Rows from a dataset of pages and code
_____
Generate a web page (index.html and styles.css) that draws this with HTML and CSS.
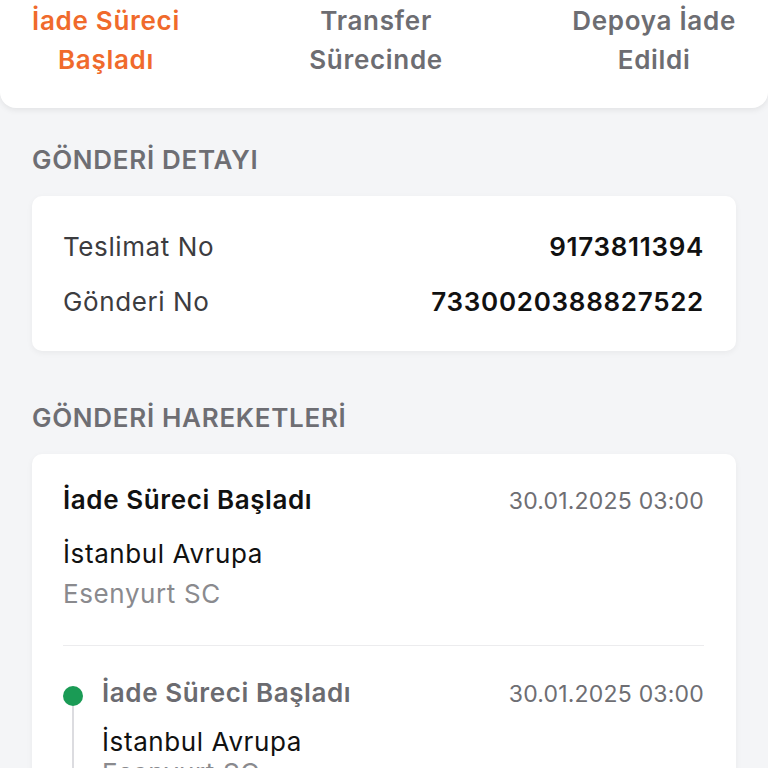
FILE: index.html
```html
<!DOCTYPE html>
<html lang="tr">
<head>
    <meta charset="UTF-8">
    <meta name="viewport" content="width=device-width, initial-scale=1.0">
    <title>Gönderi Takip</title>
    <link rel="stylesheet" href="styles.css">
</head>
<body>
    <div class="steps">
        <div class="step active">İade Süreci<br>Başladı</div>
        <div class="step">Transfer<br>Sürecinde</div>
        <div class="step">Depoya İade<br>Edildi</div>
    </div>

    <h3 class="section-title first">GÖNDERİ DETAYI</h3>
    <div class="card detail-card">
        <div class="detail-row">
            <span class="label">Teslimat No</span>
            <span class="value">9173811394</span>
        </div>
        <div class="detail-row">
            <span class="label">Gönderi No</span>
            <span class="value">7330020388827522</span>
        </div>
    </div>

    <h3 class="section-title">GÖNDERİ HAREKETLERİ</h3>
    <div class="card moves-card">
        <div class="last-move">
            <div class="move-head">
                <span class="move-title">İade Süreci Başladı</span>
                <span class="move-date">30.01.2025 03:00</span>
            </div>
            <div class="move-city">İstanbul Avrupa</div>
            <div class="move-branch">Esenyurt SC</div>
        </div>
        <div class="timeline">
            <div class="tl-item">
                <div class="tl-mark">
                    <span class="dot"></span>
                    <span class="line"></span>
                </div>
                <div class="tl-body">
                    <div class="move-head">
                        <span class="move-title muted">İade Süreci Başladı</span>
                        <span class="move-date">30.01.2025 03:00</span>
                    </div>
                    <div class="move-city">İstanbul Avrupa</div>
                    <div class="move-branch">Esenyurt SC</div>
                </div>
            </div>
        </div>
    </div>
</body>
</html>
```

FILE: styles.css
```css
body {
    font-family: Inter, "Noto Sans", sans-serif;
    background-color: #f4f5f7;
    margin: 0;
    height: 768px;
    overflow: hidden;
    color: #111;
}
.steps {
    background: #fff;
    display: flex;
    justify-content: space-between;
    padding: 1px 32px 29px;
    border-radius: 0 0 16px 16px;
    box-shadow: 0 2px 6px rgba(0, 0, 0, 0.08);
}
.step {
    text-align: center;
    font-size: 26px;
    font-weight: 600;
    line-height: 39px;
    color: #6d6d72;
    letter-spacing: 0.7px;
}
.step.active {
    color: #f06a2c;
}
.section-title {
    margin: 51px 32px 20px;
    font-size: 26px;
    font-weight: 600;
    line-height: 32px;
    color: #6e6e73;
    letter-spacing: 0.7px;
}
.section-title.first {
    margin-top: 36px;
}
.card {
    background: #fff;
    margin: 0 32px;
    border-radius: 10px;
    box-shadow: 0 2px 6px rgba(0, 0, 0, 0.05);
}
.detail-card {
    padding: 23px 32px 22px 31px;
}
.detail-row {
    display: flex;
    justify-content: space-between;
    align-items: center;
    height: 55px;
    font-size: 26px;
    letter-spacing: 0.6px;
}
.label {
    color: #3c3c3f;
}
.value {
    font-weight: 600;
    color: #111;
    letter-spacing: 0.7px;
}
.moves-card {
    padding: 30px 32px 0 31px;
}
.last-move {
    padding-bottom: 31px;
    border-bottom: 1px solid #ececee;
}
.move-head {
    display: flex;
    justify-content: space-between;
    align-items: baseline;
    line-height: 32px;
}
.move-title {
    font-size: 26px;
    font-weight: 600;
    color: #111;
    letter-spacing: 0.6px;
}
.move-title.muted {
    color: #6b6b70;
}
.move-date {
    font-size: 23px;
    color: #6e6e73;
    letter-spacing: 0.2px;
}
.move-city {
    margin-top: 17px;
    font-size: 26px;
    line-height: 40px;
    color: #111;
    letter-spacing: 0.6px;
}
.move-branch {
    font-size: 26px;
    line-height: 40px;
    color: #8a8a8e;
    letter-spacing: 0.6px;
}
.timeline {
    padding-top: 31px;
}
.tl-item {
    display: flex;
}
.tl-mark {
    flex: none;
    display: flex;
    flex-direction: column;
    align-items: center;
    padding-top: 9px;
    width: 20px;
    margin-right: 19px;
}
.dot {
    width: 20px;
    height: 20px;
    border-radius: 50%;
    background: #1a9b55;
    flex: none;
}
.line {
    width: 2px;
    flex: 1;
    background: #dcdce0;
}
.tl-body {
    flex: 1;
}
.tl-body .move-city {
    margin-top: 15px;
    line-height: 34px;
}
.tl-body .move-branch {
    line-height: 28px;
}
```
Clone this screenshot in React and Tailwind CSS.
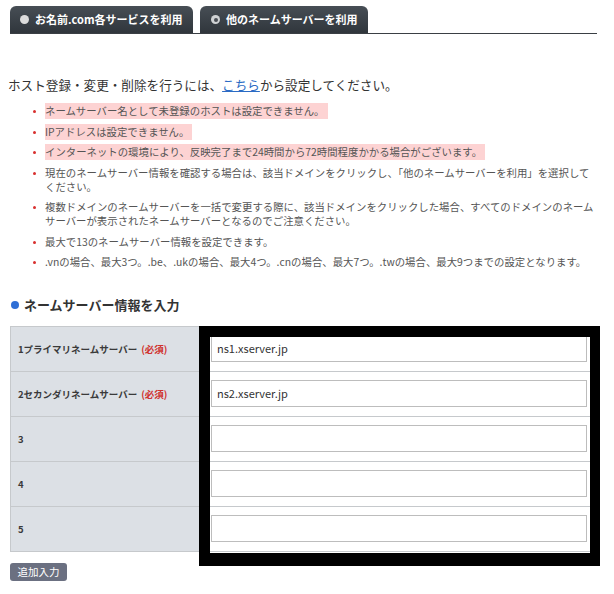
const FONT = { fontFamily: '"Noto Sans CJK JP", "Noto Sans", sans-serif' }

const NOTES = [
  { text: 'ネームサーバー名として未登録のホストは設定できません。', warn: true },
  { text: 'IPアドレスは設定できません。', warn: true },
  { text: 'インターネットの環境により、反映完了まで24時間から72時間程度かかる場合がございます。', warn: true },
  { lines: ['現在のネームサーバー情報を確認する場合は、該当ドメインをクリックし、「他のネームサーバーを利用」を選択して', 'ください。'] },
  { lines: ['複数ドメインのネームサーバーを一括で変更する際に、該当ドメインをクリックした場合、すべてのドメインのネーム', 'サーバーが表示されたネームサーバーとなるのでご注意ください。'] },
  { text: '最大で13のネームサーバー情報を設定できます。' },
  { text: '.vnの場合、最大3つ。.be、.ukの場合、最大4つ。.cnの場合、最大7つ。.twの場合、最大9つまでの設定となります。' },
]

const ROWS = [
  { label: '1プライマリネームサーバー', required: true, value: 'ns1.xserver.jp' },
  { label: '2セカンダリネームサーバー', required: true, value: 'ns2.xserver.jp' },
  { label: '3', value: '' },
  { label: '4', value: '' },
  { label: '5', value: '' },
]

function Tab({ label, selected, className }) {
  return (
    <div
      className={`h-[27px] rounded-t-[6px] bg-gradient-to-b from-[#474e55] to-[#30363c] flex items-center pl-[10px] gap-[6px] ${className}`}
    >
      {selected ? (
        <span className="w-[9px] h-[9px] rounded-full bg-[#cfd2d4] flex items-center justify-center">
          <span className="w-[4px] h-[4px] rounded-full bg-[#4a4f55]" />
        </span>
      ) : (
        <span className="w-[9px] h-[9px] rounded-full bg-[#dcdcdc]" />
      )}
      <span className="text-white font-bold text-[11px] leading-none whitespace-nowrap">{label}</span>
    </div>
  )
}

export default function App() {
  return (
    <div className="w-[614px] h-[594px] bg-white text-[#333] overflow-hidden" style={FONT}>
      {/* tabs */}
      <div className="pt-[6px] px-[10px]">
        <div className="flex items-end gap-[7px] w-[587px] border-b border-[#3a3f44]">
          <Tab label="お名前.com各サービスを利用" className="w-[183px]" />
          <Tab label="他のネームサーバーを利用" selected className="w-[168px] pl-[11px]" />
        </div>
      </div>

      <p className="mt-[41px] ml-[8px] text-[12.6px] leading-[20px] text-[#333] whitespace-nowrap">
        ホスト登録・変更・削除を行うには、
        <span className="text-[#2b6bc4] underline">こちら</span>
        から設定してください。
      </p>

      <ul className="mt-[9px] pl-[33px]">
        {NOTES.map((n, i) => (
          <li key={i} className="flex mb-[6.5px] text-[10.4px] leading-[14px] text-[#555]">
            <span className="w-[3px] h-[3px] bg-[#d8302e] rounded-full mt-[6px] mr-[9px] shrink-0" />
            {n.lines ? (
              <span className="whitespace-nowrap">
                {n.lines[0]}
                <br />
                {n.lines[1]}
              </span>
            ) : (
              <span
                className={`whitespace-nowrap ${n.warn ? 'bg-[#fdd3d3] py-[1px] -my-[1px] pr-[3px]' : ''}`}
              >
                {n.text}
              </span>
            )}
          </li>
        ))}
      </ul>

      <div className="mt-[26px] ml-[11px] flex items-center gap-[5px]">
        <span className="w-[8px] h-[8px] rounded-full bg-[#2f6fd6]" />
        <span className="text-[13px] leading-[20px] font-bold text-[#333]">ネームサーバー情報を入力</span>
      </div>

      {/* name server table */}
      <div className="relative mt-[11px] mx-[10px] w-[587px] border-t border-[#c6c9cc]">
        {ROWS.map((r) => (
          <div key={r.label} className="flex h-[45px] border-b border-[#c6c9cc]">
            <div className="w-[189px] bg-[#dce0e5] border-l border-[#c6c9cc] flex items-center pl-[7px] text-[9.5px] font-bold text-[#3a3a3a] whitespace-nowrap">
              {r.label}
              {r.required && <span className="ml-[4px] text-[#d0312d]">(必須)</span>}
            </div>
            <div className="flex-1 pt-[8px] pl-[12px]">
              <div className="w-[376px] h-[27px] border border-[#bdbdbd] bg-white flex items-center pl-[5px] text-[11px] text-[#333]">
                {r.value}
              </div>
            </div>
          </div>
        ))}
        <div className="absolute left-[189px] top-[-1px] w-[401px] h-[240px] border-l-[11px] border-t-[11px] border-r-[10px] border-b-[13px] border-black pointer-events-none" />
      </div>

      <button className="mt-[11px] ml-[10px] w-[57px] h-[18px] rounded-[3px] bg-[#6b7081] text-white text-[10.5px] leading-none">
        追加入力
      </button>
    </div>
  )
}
_____
Task description >> Going through the lines above one by one, tally those with the word "index" and give only the total.

Result of the exercise >> 2